Les inscriptions révèlent que la relation entre l'esclave et son propriétaire n'était pas toujours entièrement négative. Il est arrivé que des esclaves aient été autorisés à gérer des entreprises pour leur maître avec une relative autonomie et que des esclaves soient retournés travailler pour leur ancien maître après avoir gagné leur liberté (bien qu'il ait pu s'agir d'une obligation légale). Une inscription particulière, où l'on voit un esclave payer sa propre dédicace à un temple, implique que certains esclaves, au moins, pouvaient accumuler leur propre argent grâce à leurs activités.
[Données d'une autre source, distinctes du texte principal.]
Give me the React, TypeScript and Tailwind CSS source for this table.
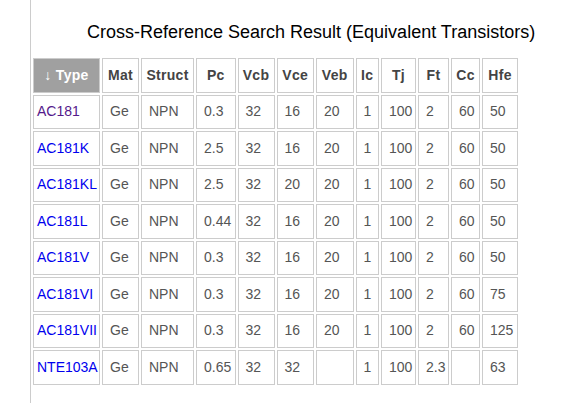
import type { ReactNode } from 'react';

interface Transistor {
  type: string;
  visited?: boolean;
  mat: string;
  struct: string;
  pc: string;
  vcb: string;
  vce: string;
  veb: string;
  ic: string;
  tj: string;
  ft: string;
  cc: string;
  hfe: string;
}

const ROWS: Transistor[] = [
  { type: 'AC181', visited: true, mat: 'Ge', struct: 'NPN', pc: '0.3', vcb: '32', vce: '16', veb: '20', ic: '1', tj: '100', ft: '2', cc: '60', hfe: '50' },
  { type: 'AC181K', mat: 'Ge', struct: 'NPN', pc: '2.5', vcb: '32', vce: '16', veb: '20', ic: '1', tj: '100', ft: '2', cc: '60', hfe: '50' },
  { type: 'AC181KL', mat: 'Ge', struct: 'NPN', pc: '2.5', vcb: '32', vce: '20', veb: '20', ic: '1', tj: '100', ft: '2', cc: '60', hfe: '50' },
  { type: 'AC181L', mat: 'Ge', struct: 'NPN', pc: '0.44', vcb: '32', vce: '16', veb: '20', ic: '1', tj: '100', ft: '2', cc: '60', hfe: '50' },
  { type: 'AC181V', mat: 'Ge', struct: 'NPN', pc: '0.3', vcb: '32', vce: '16', veb: '20', ic: '1', tj: '100', ft: '2', cc: '60', hfe: '50' },
  { type: 'AC181VI', mat: 'Ge', struct: 'NPN', pc: '0.3', vcb: '32', vce: '16', veb: '20', ic: '1', tj: '100', ft: '2', cc: '60', hfe: '75' },
  { type: 'AC181VII', mat: 'Ge', struct: 'NPN', pc: '0.3', vcb: '32', vce: '16', veb: '20', ic: '1', tj: '100', ft: '2', cc: '60', hfe: '125' },
  { type: 'NTE103A', mat: 'Ge', struct: 'NPN', pc: '0.65', vcb: '32', vce: '32', veb: '', ic: '1', tj: '100', ft: '2.3', cc: '', hfe: '63' },
];

const COLUMNS: { key: keyof Transistor; label: string }[] = [
  { key: 'mat', label: 'Mat' },
  { key: 'struct', label: 'Struct' },
  { key: 'pc', label: 'Pc' },
  { key: 'vcb', label: 'Vcb' },
  { key: 'vce', label: 'Vce' },
  { key: 'veb', label: 'Veb' },
  { key: 'ic', label: 'Ic' },
  { key: 'tj', label: 'Tj' },
  { key: 'ft', label: 'Ft' },
  { key: 'cc', label: 'Cc' },
  { key: 'hfe', label: 'Hfe' },
];

function Th({ children }: { children: ReactNode }) {
  return (
    <th className="h-[34.5px] border border-[#cccccc] bg-white px-[2px] text-center text-[14px] font-bold tracking-[0.3px] text-[#444444]">
      {children}
    </th>
  );
}

function Td({ children }: { children: ReactNode }) {
  return (
    <td className="h-[34.5px] border border-[#cccccc] bg-white pl-[7px] pr-[2px] text-left text-[14px] text-[#555555]">
      {children}
    </td>
  );
}

// Résultat de recherche d'équivalences : titre puis tableau à bordures séparées.
export default function App() {
  return (
    <div className="min-h-[403px] w-[569px] bg-white font-['Liberation_Sans',Arial,sans-serif]">
      <div className="ml-[30px] min-h-[403px] border-l border-[#cccccc]">
        <h1 className="pl-[56px] pt-[22px] text-[18px] leading-[21px] font-normal text-black">
          Cross-Reference Search Result (Equivalent Transistors)
        </h1>
        <table className="mt-[13px] w-[489px] table-fixed border-separate border-spacing-[2px]">
          <colgroup>
            <col className="w-[67px]" />
            <col className="w-[37px]" />
            <col className="w-[53px]" />
            <col className="w-[39.5px]" />
            <col className="w-[37px]" />
            <col className="w-[37.5px]" />
            <col className="w-[37.5px]" />
            <col className="w-[23.5px]" />
            <col className="w-[35px]" />
            <col className="w-[31px]" />
            <col className="w-[29px]" />
            <col className="w-[36px]" />
          </colgroup>
          <thead>
            <tr>
              <th className="h-[34.5px] border border-[#cccccc] bg-[#a0a0a0] text-center text-[14px] font-bold tracking-[0.3px] text-white">
                ↓ Type
              </th>
              {COLUMNS.map((c) => (
                <Th key={c.key}>{c.label}</Th>
              ))}
            </tr>
          </thead>
          <tbody>
            {ROWS.map((r) => (
              <tr key={r.type}>
                <td className="h-[34.5px] border border-[#cccccc] bg-white pl-[3px] pr-[1px] text-left text-[14px]">
                  <a href="#" className={r.visited ? 'text-[#551a8b]' : 'text-[#0000ee]'}>
                    {r.type}
                  </a>
                </td>
                {COLUMNS.map((c) => (
                  <Td key={c.key}>{r[c.key]}</Td>
                ))}
              </tr>
            ))}
          </tbody>
        </table>
      </div>
    </div>
  );
}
Hormis deux révoltes d'esclaves au début et au milieu du 4e siècle avant notre ère, lorsque les esclaves se joignirent aux Libyens rebelles, puis au chef carthaginois Hannon, dans le cadre de soulèvements plus vastes, il n'y a aucune mention d'autres troubles au cours des siècles. Leur loyauté était plutôt attendue et reçue en période de stress extrême, pendant la deuxième guerre punique et le siège de Carthage lors de la troisième guerre punique, lorsque les esclaves se sont virent accorder la liberté en échange de leur service militaire.